### What you have to do
Check each line for the word "Output" and report how many have it. Give nothing else.

——

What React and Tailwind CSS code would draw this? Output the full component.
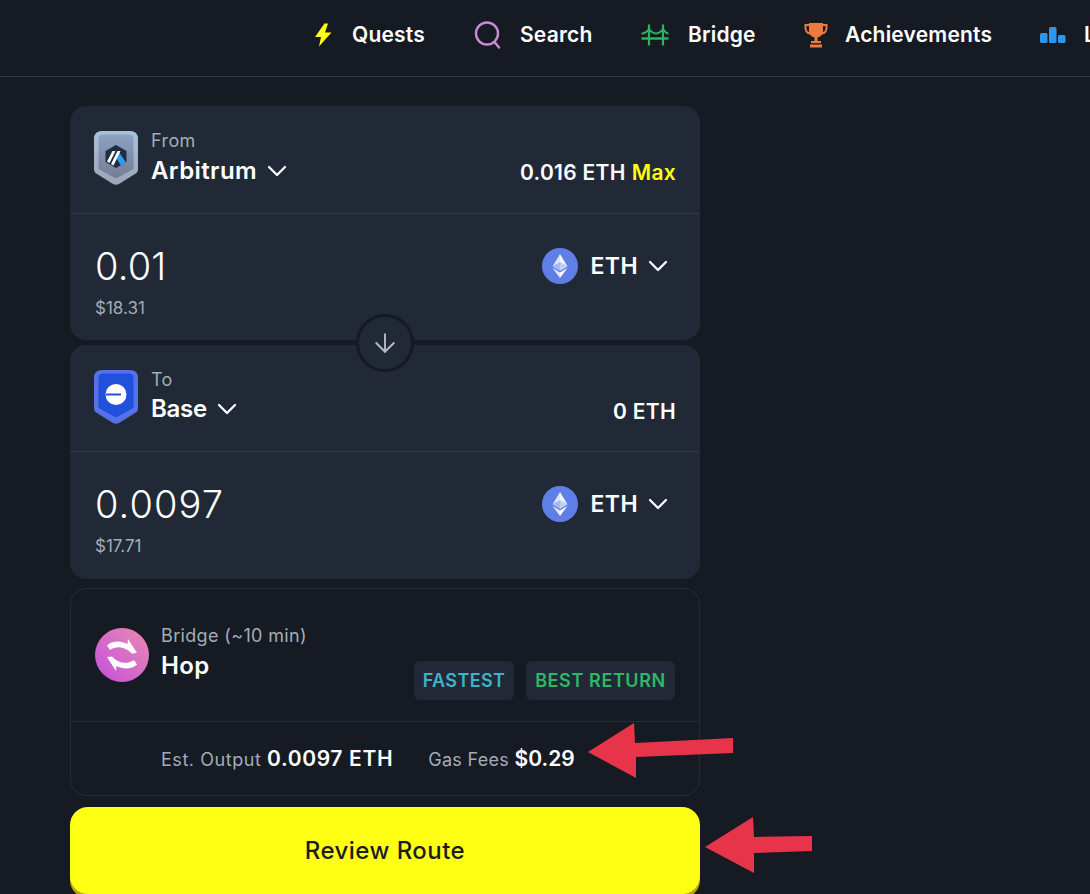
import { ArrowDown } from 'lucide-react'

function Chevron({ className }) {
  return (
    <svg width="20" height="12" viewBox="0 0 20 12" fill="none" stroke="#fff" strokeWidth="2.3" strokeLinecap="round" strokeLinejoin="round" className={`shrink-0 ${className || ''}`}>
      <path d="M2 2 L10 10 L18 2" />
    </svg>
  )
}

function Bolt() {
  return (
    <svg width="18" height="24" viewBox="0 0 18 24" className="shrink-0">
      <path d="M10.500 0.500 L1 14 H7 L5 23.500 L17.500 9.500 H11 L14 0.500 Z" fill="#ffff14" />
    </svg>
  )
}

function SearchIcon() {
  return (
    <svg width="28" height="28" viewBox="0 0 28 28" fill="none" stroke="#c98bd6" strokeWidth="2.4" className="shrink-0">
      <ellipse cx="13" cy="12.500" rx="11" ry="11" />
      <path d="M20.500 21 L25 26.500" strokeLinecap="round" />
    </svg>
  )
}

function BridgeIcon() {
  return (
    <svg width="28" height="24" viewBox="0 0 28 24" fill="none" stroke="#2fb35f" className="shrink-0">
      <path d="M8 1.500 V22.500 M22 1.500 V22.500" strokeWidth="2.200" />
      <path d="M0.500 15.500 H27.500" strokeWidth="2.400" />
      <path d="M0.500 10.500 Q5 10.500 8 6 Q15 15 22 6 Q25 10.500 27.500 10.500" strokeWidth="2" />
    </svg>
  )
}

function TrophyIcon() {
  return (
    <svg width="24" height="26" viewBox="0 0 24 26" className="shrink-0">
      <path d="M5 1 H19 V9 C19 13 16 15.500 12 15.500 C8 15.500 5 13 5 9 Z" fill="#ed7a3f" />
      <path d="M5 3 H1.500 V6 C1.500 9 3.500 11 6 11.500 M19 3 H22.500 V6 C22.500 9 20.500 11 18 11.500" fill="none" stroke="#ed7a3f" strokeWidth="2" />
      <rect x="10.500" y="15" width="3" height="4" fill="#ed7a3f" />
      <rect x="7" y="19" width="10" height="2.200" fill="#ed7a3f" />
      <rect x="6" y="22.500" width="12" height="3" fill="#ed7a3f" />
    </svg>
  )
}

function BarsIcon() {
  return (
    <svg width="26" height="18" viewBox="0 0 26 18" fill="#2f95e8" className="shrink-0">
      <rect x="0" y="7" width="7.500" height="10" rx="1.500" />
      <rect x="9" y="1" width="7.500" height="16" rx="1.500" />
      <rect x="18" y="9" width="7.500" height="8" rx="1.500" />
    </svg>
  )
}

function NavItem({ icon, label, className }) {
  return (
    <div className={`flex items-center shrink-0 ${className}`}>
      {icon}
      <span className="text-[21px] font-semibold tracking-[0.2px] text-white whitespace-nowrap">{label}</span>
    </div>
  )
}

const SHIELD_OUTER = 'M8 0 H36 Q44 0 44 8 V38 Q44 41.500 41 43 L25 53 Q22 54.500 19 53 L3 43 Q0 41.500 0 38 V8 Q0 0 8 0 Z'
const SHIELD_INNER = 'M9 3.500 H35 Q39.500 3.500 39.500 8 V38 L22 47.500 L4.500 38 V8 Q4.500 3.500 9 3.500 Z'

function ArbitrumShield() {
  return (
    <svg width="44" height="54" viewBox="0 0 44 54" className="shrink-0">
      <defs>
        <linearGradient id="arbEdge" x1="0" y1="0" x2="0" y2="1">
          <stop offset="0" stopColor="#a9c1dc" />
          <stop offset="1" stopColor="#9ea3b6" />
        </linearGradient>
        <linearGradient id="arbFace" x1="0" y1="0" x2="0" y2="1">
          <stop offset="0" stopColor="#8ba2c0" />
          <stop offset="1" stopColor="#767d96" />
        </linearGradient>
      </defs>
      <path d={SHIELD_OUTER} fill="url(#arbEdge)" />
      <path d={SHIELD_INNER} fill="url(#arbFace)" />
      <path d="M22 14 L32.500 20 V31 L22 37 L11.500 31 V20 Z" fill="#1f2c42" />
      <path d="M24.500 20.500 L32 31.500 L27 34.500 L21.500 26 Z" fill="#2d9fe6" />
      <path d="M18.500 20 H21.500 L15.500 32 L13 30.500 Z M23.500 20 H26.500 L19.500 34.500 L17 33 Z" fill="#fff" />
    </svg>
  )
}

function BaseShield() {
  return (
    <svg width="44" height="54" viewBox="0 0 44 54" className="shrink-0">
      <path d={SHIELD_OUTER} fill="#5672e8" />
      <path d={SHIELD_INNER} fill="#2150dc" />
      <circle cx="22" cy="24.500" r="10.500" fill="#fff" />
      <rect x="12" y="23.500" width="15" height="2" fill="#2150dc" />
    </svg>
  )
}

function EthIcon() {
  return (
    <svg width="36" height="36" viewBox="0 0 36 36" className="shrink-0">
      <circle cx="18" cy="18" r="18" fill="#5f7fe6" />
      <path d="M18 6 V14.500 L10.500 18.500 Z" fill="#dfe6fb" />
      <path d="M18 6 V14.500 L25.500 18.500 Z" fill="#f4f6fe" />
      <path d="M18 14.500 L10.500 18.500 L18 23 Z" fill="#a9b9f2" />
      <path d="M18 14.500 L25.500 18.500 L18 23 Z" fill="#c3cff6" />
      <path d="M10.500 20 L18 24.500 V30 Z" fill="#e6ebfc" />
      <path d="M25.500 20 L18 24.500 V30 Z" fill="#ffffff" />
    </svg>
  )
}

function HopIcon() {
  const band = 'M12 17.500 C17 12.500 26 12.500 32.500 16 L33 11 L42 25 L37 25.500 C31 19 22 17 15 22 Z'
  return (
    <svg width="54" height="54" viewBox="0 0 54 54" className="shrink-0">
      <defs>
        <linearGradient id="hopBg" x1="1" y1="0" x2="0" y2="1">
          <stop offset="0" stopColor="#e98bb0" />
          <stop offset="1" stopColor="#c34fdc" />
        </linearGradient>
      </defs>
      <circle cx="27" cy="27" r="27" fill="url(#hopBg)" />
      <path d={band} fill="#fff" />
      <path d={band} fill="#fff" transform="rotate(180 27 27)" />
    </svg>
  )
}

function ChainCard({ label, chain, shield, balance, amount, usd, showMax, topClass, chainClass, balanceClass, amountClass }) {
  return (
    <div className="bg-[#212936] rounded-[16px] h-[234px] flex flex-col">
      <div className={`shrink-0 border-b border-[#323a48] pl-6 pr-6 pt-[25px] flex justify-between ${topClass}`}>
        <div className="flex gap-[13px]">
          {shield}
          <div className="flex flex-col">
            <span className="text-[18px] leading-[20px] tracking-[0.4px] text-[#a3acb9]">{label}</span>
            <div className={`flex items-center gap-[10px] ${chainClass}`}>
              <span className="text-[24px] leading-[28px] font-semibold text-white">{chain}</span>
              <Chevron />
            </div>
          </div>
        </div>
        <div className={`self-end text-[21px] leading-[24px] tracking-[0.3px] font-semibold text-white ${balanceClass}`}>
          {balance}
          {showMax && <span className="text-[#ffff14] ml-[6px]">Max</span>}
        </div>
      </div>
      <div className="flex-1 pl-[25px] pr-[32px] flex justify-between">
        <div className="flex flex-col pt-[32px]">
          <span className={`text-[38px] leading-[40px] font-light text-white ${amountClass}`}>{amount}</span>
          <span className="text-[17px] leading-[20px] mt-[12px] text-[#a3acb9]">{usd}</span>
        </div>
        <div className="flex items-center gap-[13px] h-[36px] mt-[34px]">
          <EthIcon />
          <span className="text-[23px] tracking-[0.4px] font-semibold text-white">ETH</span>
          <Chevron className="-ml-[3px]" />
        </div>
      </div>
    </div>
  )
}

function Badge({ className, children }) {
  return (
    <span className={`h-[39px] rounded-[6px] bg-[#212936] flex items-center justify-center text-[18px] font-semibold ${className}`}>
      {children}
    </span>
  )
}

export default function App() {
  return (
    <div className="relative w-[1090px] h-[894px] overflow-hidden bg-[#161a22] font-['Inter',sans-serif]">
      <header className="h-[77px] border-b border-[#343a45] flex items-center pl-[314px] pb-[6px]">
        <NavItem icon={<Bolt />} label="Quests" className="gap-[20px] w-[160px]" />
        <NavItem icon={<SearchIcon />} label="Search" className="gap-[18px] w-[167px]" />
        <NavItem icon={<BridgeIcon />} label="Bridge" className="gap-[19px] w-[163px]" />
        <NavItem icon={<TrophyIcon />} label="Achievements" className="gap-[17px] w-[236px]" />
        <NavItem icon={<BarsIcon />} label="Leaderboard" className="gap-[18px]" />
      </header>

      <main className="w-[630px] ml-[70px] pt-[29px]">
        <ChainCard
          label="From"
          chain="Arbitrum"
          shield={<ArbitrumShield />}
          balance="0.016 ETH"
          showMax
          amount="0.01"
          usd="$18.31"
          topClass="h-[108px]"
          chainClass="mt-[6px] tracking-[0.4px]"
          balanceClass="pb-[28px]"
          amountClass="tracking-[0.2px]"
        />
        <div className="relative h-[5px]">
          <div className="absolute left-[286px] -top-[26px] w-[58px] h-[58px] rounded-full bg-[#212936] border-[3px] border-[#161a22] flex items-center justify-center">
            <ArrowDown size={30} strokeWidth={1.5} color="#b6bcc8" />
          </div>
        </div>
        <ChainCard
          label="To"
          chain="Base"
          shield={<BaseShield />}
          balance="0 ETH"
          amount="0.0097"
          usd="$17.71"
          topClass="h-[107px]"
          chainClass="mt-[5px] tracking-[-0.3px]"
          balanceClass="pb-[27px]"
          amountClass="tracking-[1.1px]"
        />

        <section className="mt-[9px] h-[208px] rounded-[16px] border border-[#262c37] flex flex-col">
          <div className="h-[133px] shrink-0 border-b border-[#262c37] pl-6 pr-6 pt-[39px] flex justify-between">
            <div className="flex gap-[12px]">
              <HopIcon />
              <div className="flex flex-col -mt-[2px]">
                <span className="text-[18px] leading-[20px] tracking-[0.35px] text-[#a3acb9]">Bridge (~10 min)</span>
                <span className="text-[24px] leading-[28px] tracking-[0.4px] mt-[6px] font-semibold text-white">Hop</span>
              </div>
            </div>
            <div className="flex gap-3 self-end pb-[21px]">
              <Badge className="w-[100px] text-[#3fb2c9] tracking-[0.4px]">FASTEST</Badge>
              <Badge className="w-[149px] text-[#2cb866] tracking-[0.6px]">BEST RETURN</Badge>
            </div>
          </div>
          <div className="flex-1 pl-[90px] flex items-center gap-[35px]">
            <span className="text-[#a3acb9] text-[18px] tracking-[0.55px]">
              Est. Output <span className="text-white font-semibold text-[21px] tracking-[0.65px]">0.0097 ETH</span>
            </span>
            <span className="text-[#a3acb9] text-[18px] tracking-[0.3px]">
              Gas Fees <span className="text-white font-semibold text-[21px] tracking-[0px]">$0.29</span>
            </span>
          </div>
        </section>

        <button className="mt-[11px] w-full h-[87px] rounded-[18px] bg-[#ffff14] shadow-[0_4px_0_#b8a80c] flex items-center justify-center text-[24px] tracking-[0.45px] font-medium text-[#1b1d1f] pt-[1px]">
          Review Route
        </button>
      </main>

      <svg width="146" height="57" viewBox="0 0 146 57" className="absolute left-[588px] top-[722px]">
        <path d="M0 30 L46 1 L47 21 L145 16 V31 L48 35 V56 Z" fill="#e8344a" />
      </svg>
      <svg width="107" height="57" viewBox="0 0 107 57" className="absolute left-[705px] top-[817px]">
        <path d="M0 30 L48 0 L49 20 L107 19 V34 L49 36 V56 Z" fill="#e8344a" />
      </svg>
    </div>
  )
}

——

### Full solution
2